Rather than depending on a single end market, its revenue spans new residential construction, residential repair and remodeling, commercial construction and non-discretionary repair activity. That diversification helps reduce cyclicality while providing exposure to multiple spending streams across the built environment.
According to an Owens Corning Q2 2026 investor presentation from May, 26% of the company’s revenue comes from non-residential projects. Meanwhile, 23% of revenue comes from new residential construction, 17% from the roughly $500 billion residential R&R sector and 34% from non-discretionary repair.
In today’s uncertain construction economy, that balance may be every bit as valuable as market share. Owens Corning focuses on three categories.
Insulation
The company is a leader in insulation for both residential and commercial products, with slightly more revenue coming from residential. According to company materials, Owens Corning’s insulation revenue has been relatively flat at about $3.7 billion annually since 2022. About 80% of that revenue comes from North American sales, while 20% derives from Europe.
Grand View Research reports that the North American insulation market is about $16.7 billion as of 2025, indicating that Owens Corning commands nearly 18% of the market.
Building code changes have increased demand for higher-performance insulation in North American homes, creating a favorable market opportunity. Owens Corning estimates that the average home now contains roughly 30% more insulation by weight than it did 10 to 15 years ago, indicating a growing market opportunity.
Roofing
Owens Corning’s roofing business, which peaked at $4.6 billion in revenue in 2024, generated $4.4 billion last year, nearly 90% of which came from business within the United States. Based on estimates that value the U.S. roofing market at about $33.5 billion in 2026, Owens Corning accounts for roughly 11% to 12% of the overall market.
About two-thirds of the firm’s roofing revenue comes from shingles, while the rest comes from components sales.
Evercore ISI’s Stephen Kim, in a research note, wrote that the takeover bid, even if it doesn’t come to fruition, reveals the “undervalued nature of the company’s roofing business.”

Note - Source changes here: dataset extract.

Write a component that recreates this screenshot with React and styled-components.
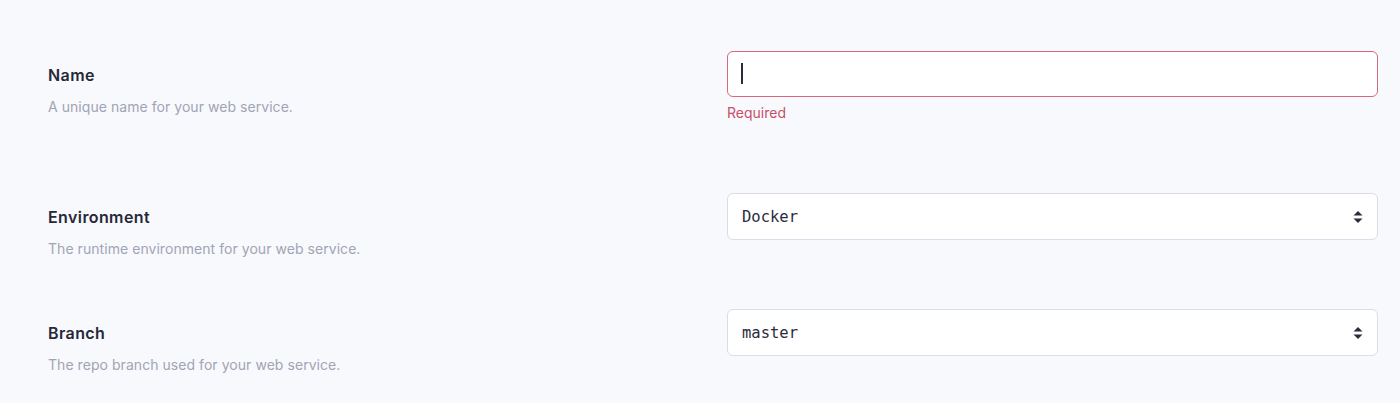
import React from "react";
import styled, { createGlobalStyle } from "styled-components";

const GlobalStyle = createGlobalStyle`
  body {
    margin: 0;
    background: #f8f9fc;
    font-family: Inter, "Noto Sans", sans-serif;
  }
`;

export default function App() {
  return (
    <>
      <GlobalStyle />
      <Page>
        <Row>
          <Info>
            <Label>Name</Label>
            <Desc>A unique name for your web service.</Desc>
          </Info>
          <Control>
            <FieldWrap>
              <TextInput type="text" $error />
              <Caret />
            </FieldWrap>
            <Error>Required</Error>
          </Control>
        </Row>

        <Row>
          <Info>
            <Label>Environment</Label>
            <Desc>The runtime environment for your web service.</Desc>
          </Info>
          <Control>
            <FieldWrap>
              <Select defaultValue="Docker">
                <option>Docker</option>
                <option>Node</option>
                <option>Python 3</option>
              </Select>
              <SortIcon />
            </FieldWrap>
          </Control>
        </Row>

        <Row>
          <Info>
            <Label>Branch</Label>
            <Desc>The repo branch used for your web service.</Desc>
          </Info>
          <Control>
            <FieldWrap>
              <Select defaultValue="master">
                <option>master</option>
                <option>develop</option>
              </Select>
              <SortIcon />
            </FieldWrap>
          </Control>
        </Row>
      </Page>
    </>
  );
}

function SortIcon() {
  return (
    <Arrows width="10" height="14" viewBox="0 0 10 14">
      <path d="M5 1 L9.5 5.5 L0.5 5.5 Z" fill="#2a2c3d" />
      <path d="M5 13 L9.5 8.5 L0.5 8.5 Z" fill="#2a2c3d" />
    </Arrows>
  );
}

const Page = styled.div`
  padding: 51px 22px 28px 48px;
  display: flex;
  flex-direction: column;
  gap: 50px;
`;

const Row = styled.div`
  display: grid;
  grid-template-columns: 1fr 651px;
  align-items: start;
`;

const Info = styled.div`
  padding-top: 14px;
`;

const Label = styled.div`
  font-size: 16px;
  line-height: 20px;
  font-weight: 600;
  letter-spacing: 0.4px;
  color: #262838;
`;

const Desc = styled.div`
  margin-top: 12px;
  font-size: 14px;
  line-height: 20px;
  letter-spacing: 0.05px;
  color: #a1a4b6;
`;

const Control = styled.div`
  display: flex;
  flex-direction: column;
`;

const FieldWrap = styled.div`
  position: relative;
`;

const TextInput = styled.input`
  box-sizing: border-box;
  width: 100%;
  height: 46px;
  padding: 0 14px;
  background: #fff;
  border: 1.5px solid ${(p) => (p.$error ? "#d8687c" : "#dcdfe9")};
  border-radius: 6px;
  outline: none;
  font-family: "DejaVu Sans Mono", monospace;
  font-size: 15px;
`;

const Caret = styled.span`
  position: absolute;
  left: 14px;
  top: 12px;
  width: 2px;
  height: 21px;
  background: #2a2c3d;
`;

const Error = styled.div`
  margin-top: 6px;
  margin-bottom: 20px;
  font-size: 14px;
  line-height: 20px;
  color: #c4506a;
`;

const Select = styled.select`
  box-sizing: border-box;
  width: 100%;
  height: 47px;
  padding: 0 14px;
  appearance: none;
  background: #fff;
  border: 1px solid #dadde8;
  border-radius: 6px;
  outline: none;
  color: #2a2c3d;
  font-family: "DejaVu Sans Mono", monospace;
  font-size: 15.5px;
`;

const Arrows = styled.svg`
  position: absolute;
  right: 15px;
  top: 50%;
  transform: translateY(-50%);
  pointer-events: none;
`;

“Over the past year, the segment’s resilience in the face of declining industry volume set the stage for investors to rethink what is an appropriate multiple for this business. And while near-term challenges in the industry might prove to be a distraction over the next few months, we now believe the increased focus on roofing long-term earnings potential provides the missing catalyst for the shares,” Kim wrote.
Doors
Owens Corning entered the door business after it acquired Masonite International for $3.9 billion in 2024. In 2025, doors generated just over $2 billion in revenue, about 75% of which came from the United States, representing a small slice of the roughly $30 billion U.S. doors-and-windows market.
Why Owens Corning?
While Carlisle Companies has a well-established track record of acquiring smaller rivals, an acquisition of Owens Corning would be by far its largest deal to date. Carlisle generated about $5.0 billion in revenue in 2025, roughly half of Owens Corning’s top line. However, Carlisle’s $15.7 billion market capitalization exceeds Owens Corning’s roughly $11 billion valuation.
If the potential moves forward, it would significantly increase Carlisle’s scale. It would also broaden its product portfolio and greatly expand its exposure to the residential market. About 82% of Carlisle’s revenue came from commercial projects, with only 18% from residential.

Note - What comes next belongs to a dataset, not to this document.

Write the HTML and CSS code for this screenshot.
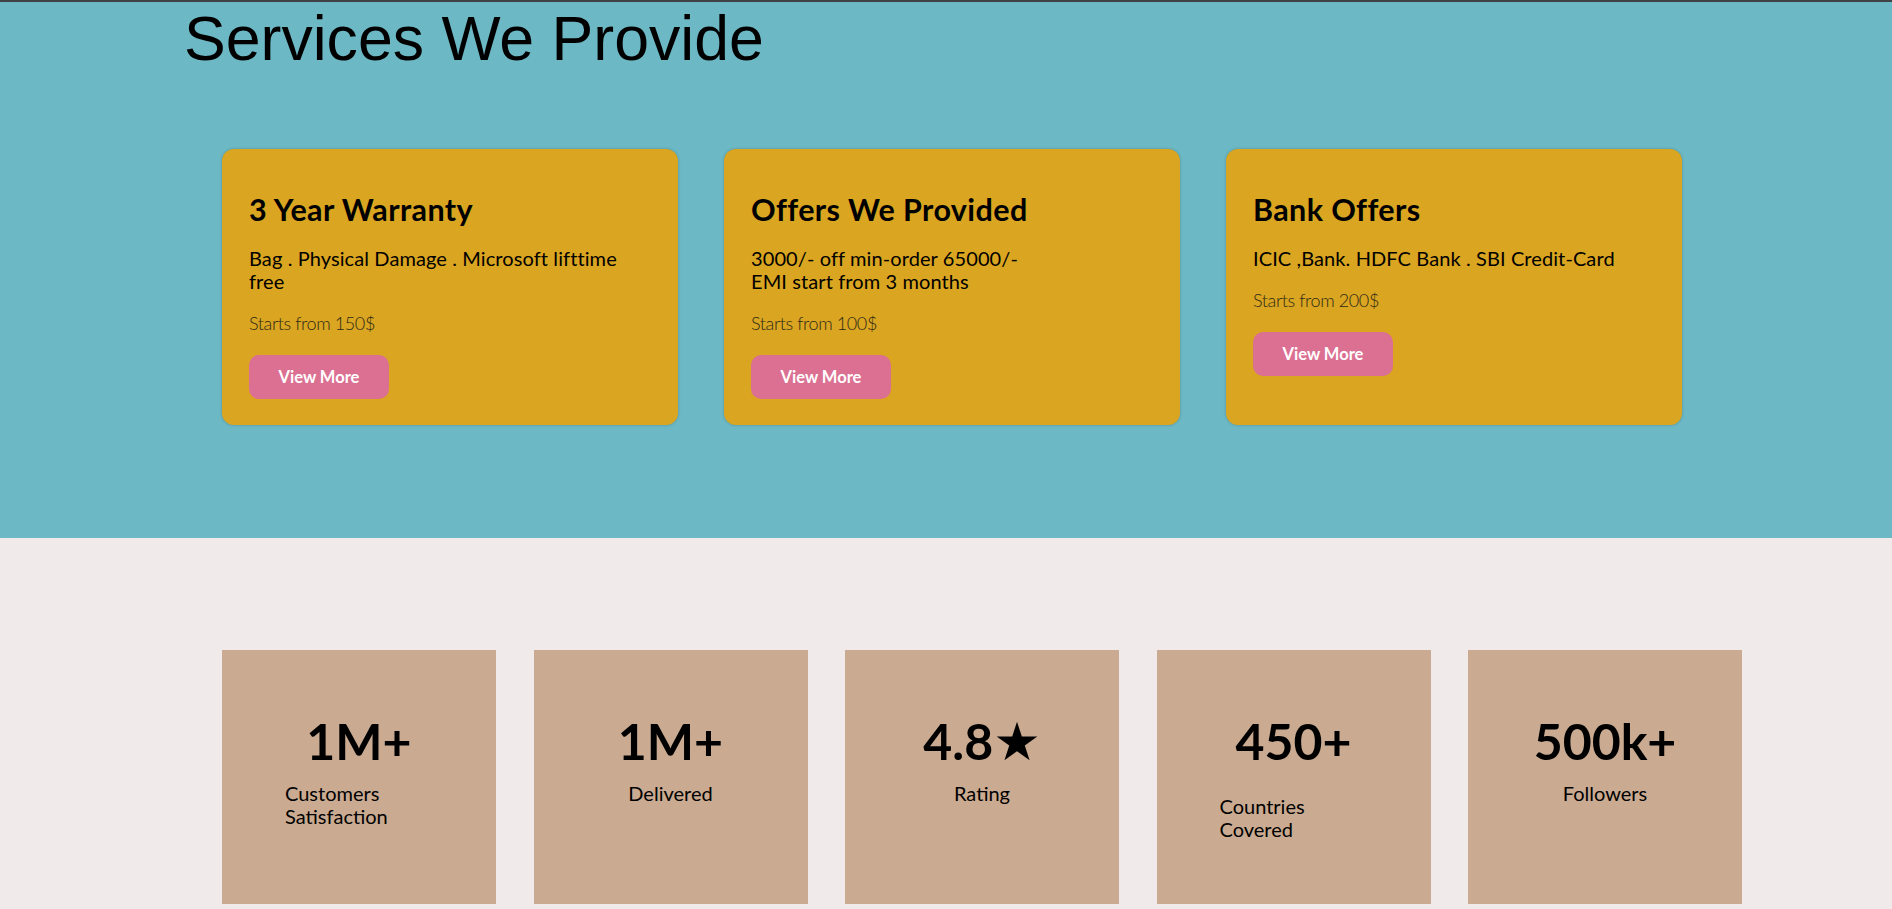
FILE: index.html
```html
<!DOCTYPE html>
<html lang="en">
<head>
<meta charset="utf-8">
<title>Services We Provide</title>
<link rel="stylesheet" href="styles.css">
</head>
<body>
<section class="services">
  <h1 class="services-title">Services We Provide</h1>
  <div class="cards">
    <div class="card">
      <h2 class="card-title">3 Year Warranty</h2>
      <p class="card-text">Bag . Physical Damage . Microsoft lifttime free</p>
      <p class="card-price">Starts from 150$</p>
      <a class="btn" href="#">View More</a>
    </div>
    <div class="card">
      <h2 class="card-title">Offers We Provided</h2>
      <p class="card-text">3000/- off min-order 65000/-<br>EMI start from 3 months</p>
      <p class="card-price">Starts from 100$</p>
      <a class="btn" href="#">View More</a>
    </div>
    <div class="card">
      <h2 class="card-title">Bank Offers</h2>
      <p class="card-text">ICIC ,Bank. HDFC Bank . SBI Credit-Card</p>
      <p class="card-price">Starts from 200$</p>
      <a class="btn" href="#">View More</a>
    </div>
  </div>
</section>
<section class="stats">
  <div class="stat">
    <div class="stat-num">1M+</div>
    <p class="stat-label">Customers Satisfaction</p>
  </div>
  <div class="stat">
    <div class="stat-num">1M+</div>
    <p class="stat-label">Delivered</p>
  </div>
  <div class="stat">
    <div class="stat-num">4.8<span class="star">★</span></div>
    <p class="stat-label">Rating</p>
  </div>
  <div class="stat">
    <div class="stat-num">450+</div>
    <p class="stat-label stat-label-low">Countries Covered</p>
  </div>
  <div class="stat">
    <div class="stat-num">500k+</div>
    <p class="stat-label">Followers</p>
  </div>
</section>
</body>
</html>
```
FILE: styles.css
```css
* {
  box-sizing: border-box;
}

body {
  margin: 0;
  font-family: "Lato", "DejaVu Sans", sans-serif;
  color: #000;
  background: #f0eaea;
}

.services {
  background: #6cb8c5;
  border-top: 2px solid #404245;
  padding: 1px 0 113px;
}

.services-title {
  margin: 0;
  padding-left: 184px;
  font-family: "Liberation Sans", Arial, sans-serif;
  font-weight: normal;
  font-size: 62.6px;
  line-height: 71px;
  color: #000;
}

.cards {
  display: flex;
  gap: 46px;
  margin-top: 75px;
  padding-left: 222px;
}

.card {
  width: 456px;
  flex-shrink: 0;
  background: #daa520;
  border-radius: 12px;
  padding: 43px 27px 26px;
  box-shadow: 0 0 3px rgba(0, 0, 0, 0.22);
}

.card-title {
  margin: 0;
  font-size: 30.5px;
  line-height: 35px;
  font-weight: 700;
  letter-spacing: 0.4px;
}

.card-text {
  margin: 20px 0 0;
  font-size: 20px;
  line-height: 23px;
  letter-spacing: 0.1px;
}

.card-price {
  margin: 19px 0 0;
  font-size: 18px;
  line-height: 23px;
  font-weight: 300;
  letter-spacing: -0.4px;
  color: #2f2a18;
}

.btn {
  display: flex;
  align-items: center;
  justify-content: center;
  width: 140px;
  height: 44px;
  margin-top: 20px;
  border-radius: 10px;
  background: #db7093;
  color: #fff;
  font-weight: 700;
  font-size: 16.5px;
  text-decoration: none;
}

.stats {
  display: flex;
  gap: 37.5px;
  padding: 112px 0 5px 222px;
}

.stat {
  width: 274px;
  height: 254px;
  flex-shrink: 0;
  background: #caab91;
  display: flex;
  flex-direction: column;
  align-items: center;
  padding: 62px 63px 0;
}

.stat-num {
  font-size: 50px;
  line-height: 58px;
  font-weight: 700;
  white-space: nowrap;
}

.star {
  font-family: "DejaVu Sans", sans-serif;
  font-size: 53px;
  line-height: 1;
}

.stat-label {
  margin: 12px 0 0;
  font-size: 20px;
  line-height: 23px;
}

.stat-label-low {
  margin-top: 25px;
}
```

Carlisle has significantly more strength in areas like waterproofing systems, building envelope technologies, commercial reroofing and replacement and single-ply commercial roofing membranes, which are designed to protect flat roofs.
Owens Corning, meanwhile, finds its strength in residential asphalt shingles, composite materials, doors and fiberglass insulation.
If the two businesses merge, Carlisle could expand into these product niches and gain significant exposure in the residential market, both new construction and repair. The combined business would create a leading roofing and insulation supplier, with additional offerings like composites, weatherproofing and doors.
Increasing M&A in building materials
Carlisle’s bid to acquire Owens Corning, even if it proves unsuccessful, signals that the highly fragmented building products distribution industry could undergo increasing consolidation in the years ahead.
The industry has already experienced significant M&A activity in recent years, led by the likes of QXO. The Brad Jacobs-backed company announced in April that it will acquire TopBuild for $17 billion, a deal that the two companies’ stockholders approved on Monday. QXO also bought Kodiak Building Partners for $2.25 billion earlier this year.
The Webb Analytics 2025 Deals Report found that 2025 generated the highest level of building materials M&A activity in a decade based on facilities acquired. Even though deal volume declined 30% and there were fewer acquirers, larger transactions played an outsized role.
Just four of the 120 reported deals last year represented 85% of all supply facilities acquired. This suggests that the industry’s largest players, like QXO, The Home Depot, Lowe’s and Builders FirstSource, are becoming increasingly influential in driving consolidation and capturing market share.
Another boardroom question
Carlisle’s unsolicited approach also arrives at a moment when public-company boards across housing-related industries are increasingly confronting similar strategic questions.
For homebuilders, recent transactions involving Taylor Morrison, Tri Pointe Homes, Landsea Homes and others have underscored how boards are weighing independence against the benefits of larger capital platforms.
Building-products manufacturers appear to be entering a comparable phase.
The question is no longer simply whether companies can continue growing independently.
It is whether shareholders may ultimately be better served through combinations capable of accelerating growth, broadening product portfolios and improving long-term competitive positioning.
Whether Owens Corning’s board reaches that conclusion remains to be seen.
But Carlisle’s proposal suggests those conversations are no longer confined to homebuilders.